_Given information_
-------------------------

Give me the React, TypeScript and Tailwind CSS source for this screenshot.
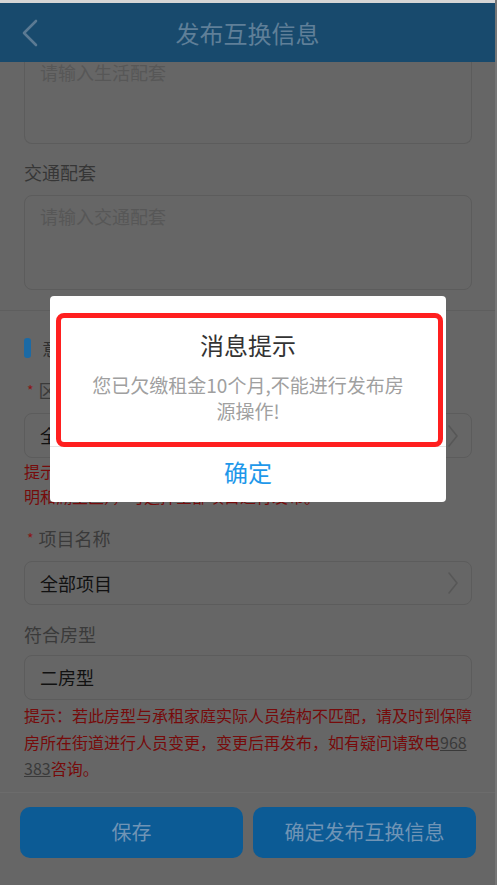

-------------------------

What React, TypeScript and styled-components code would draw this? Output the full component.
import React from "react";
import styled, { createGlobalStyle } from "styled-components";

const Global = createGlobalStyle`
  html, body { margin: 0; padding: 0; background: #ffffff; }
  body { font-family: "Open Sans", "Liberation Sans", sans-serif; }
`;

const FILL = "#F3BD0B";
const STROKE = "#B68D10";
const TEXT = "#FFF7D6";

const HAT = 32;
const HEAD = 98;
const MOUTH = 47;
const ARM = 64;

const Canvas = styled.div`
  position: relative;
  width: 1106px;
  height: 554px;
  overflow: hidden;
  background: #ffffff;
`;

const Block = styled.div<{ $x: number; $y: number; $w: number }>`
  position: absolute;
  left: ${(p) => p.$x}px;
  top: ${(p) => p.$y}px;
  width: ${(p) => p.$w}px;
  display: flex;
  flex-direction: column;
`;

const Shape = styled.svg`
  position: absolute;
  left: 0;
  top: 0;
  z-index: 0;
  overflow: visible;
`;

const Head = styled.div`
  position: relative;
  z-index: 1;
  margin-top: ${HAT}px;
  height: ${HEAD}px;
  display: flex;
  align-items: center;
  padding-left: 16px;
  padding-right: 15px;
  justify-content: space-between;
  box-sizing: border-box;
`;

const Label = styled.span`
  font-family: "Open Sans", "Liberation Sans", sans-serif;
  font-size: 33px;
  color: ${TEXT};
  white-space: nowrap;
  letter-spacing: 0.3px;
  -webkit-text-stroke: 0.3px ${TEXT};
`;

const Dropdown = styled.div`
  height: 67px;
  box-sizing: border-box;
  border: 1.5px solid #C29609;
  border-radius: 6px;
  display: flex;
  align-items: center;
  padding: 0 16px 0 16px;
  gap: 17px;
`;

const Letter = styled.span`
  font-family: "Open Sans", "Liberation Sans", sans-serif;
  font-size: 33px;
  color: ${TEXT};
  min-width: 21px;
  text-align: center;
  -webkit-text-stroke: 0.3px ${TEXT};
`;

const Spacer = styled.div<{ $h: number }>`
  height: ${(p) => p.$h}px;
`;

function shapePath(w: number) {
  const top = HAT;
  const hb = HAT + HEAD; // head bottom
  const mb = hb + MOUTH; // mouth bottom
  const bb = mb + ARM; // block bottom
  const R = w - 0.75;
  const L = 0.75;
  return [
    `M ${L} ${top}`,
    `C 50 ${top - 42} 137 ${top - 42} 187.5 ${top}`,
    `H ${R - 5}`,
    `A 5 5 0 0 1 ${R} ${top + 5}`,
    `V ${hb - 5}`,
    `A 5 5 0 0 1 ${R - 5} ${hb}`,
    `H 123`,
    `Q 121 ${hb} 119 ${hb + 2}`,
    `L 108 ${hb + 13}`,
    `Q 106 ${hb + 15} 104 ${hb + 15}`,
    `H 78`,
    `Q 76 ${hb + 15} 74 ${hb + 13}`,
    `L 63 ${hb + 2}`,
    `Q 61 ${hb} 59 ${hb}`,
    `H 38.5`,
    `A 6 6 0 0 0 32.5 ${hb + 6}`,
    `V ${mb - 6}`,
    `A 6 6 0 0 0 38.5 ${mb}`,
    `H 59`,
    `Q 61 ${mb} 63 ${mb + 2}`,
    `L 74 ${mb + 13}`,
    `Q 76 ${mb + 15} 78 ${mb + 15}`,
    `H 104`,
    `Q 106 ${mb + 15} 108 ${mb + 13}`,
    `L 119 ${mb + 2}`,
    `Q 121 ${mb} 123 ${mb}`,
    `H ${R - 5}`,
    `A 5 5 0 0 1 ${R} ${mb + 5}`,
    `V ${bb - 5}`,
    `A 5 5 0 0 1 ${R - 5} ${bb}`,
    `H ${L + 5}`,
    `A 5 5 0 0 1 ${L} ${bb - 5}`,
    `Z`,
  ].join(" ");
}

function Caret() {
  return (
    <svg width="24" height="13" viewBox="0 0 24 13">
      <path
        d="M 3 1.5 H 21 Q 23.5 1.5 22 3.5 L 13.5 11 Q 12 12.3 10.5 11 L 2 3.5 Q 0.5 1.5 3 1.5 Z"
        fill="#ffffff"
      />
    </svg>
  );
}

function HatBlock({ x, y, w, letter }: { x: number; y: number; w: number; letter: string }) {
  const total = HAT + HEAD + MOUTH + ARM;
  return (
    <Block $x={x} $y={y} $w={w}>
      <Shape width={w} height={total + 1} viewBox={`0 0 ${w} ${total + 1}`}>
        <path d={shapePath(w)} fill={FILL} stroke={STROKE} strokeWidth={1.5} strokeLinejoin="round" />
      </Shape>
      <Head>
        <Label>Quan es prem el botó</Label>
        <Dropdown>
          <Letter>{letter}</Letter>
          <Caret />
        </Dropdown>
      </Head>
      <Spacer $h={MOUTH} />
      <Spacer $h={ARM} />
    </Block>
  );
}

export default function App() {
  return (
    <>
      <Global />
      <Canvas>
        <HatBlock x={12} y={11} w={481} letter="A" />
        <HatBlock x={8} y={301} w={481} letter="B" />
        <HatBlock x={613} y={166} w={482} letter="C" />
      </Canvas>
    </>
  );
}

-------------------------

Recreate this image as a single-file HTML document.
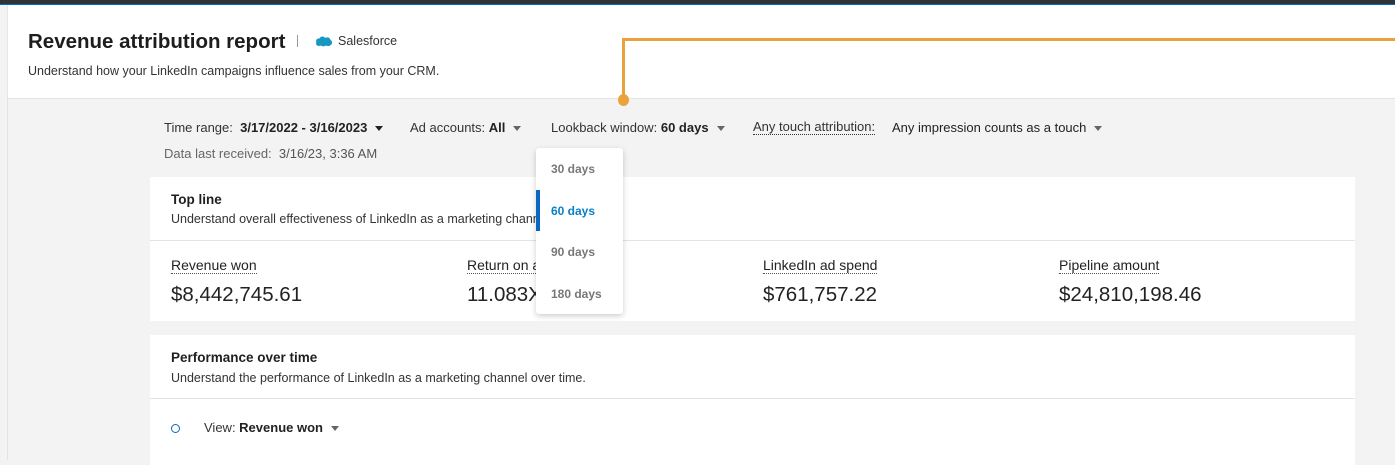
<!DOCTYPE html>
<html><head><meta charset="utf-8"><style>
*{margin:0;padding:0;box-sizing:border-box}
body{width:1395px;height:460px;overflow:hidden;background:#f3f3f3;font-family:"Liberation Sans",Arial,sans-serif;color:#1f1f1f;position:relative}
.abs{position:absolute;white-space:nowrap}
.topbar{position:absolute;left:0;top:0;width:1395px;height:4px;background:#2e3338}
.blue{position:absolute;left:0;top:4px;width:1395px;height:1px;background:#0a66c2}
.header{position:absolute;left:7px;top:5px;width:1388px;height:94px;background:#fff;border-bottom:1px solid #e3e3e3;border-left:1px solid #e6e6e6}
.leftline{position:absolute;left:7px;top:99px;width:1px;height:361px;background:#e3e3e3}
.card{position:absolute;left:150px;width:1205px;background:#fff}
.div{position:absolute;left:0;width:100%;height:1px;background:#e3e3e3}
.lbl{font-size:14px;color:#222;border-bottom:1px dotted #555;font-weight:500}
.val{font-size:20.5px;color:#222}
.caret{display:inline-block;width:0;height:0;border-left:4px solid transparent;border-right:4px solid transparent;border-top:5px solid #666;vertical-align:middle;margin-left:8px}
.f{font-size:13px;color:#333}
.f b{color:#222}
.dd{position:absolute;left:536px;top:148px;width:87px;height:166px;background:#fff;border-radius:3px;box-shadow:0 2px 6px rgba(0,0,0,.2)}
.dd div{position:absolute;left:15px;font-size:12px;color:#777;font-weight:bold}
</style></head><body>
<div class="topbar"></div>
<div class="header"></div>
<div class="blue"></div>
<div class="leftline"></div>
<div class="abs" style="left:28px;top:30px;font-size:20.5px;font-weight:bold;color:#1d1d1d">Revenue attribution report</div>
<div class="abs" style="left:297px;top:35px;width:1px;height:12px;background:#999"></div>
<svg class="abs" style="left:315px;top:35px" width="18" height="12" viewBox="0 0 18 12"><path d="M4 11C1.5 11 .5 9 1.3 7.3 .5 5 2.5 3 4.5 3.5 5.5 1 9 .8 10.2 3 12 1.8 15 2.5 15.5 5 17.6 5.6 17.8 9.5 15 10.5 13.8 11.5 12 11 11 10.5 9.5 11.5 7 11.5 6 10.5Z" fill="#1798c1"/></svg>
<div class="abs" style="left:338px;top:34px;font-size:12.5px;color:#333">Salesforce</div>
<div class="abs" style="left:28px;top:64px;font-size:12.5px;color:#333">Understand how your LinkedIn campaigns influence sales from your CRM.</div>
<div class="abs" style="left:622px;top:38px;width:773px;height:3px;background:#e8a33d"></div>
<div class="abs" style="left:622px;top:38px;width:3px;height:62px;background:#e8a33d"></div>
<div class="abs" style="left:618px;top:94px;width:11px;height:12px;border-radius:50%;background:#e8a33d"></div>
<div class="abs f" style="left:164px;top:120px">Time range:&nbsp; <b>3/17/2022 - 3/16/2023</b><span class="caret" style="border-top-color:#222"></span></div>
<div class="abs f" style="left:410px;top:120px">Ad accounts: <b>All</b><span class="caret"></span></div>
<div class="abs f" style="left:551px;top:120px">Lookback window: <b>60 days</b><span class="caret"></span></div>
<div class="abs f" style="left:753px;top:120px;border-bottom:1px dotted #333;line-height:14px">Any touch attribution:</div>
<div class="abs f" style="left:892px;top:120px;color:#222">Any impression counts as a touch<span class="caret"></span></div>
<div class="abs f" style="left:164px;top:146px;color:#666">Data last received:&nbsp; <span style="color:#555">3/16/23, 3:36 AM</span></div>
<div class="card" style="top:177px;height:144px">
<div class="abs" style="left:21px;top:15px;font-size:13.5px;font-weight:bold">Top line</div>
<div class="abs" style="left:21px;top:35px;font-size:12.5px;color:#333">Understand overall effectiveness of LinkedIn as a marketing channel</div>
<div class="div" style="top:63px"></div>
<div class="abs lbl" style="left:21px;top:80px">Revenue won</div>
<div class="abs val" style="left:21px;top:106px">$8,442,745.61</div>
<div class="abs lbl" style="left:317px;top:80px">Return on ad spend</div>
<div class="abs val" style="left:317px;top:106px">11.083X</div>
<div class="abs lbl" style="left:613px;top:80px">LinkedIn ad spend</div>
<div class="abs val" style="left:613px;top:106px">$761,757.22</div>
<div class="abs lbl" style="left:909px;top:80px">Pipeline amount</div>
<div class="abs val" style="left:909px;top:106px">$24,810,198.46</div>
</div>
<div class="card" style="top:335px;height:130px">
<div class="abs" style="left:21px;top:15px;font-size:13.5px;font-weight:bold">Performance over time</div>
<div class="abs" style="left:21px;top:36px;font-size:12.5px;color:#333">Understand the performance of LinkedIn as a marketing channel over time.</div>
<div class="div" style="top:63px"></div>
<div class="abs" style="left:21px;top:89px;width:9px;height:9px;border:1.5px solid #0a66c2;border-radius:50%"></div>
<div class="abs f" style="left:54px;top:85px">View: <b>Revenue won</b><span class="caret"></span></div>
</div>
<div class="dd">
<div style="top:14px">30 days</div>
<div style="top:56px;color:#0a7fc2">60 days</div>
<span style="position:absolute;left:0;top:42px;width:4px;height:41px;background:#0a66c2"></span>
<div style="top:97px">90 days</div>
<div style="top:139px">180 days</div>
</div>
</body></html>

-------------------------

Set down exactly the lines from the line that contains "What React, TypeScript" to the line that contains "const ARM = 64;", both lines included, and nothing more.

_Correct output_
What React, TypeScript and styled-components code would draw this? Output the full component.
import React from "react";
import styled, { createGlobalStyle } from "styled-components";

const Global = createGlobalStyle`
  html, body { margin: 0; padding: 0; background: #ffffff; }
  body { font-family: "Open Sans", "Liberation Sans", sans-serif; }
`;

const FILL = "#F3BD0B";
const STROKE = "#B68D10";
const TEXT = "#FFF7D6";

const HAT = 32;
const HEAD = 98;
const MOUTH = 47;
const ARM = 64;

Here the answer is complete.